Description of the task
Show all lines from the listing below that contain "React".

Supplied material
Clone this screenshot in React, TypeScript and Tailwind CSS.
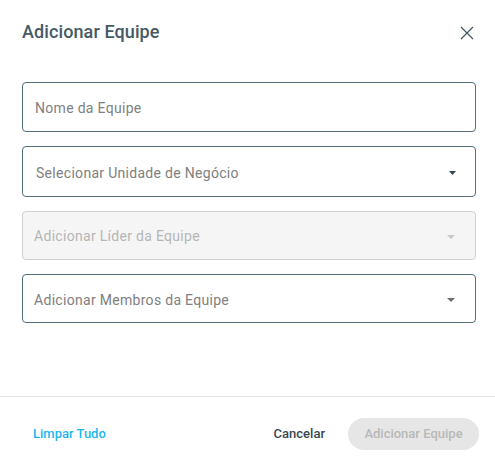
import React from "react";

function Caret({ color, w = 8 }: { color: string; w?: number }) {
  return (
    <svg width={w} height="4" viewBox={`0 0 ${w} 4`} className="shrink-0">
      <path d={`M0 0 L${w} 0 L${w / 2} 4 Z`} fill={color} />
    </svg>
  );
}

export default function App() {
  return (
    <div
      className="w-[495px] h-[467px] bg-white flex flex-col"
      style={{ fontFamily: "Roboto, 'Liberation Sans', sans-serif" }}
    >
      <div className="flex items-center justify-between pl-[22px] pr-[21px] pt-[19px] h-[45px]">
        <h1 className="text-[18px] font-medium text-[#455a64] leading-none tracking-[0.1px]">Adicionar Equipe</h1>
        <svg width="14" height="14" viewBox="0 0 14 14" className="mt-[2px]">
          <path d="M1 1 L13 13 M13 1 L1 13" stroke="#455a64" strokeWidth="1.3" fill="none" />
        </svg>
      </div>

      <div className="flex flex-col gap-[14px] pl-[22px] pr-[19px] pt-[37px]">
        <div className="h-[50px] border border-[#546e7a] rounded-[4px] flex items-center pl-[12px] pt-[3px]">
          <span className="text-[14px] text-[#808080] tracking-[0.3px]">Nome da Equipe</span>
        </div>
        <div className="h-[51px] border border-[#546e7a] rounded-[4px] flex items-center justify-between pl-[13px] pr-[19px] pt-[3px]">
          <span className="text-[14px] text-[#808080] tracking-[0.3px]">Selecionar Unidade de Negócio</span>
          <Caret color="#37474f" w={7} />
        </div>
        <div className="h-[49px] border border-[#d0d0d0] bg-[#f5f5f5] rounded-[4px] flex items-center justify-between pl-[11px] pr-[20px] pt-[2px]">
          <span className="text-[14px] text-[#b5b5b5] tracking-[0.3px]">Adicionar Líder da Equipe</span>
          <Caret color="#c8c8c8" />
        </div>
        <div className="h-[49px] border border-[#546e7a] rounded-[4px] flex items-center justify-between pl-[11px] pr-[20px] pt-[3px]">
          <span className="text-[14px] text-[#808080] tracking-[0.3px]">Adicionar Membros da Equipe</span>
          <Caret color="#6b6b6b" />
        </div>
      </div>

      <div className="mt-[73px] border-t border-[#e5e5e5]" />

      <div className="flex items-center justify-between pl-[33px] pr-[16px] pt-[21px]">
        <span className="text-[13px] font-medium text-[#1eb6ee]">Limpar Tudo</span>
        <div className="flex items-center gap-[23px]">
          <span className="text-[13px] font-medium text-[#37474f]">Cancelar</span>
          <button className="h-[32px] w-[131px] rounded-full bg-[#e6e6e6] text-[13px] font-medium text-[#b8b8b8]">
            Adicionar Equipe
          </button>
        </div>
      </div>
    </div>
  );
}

Worked solution
Clone this screenshot in React, TypeScript and Tailwind CSS.
import React from "react";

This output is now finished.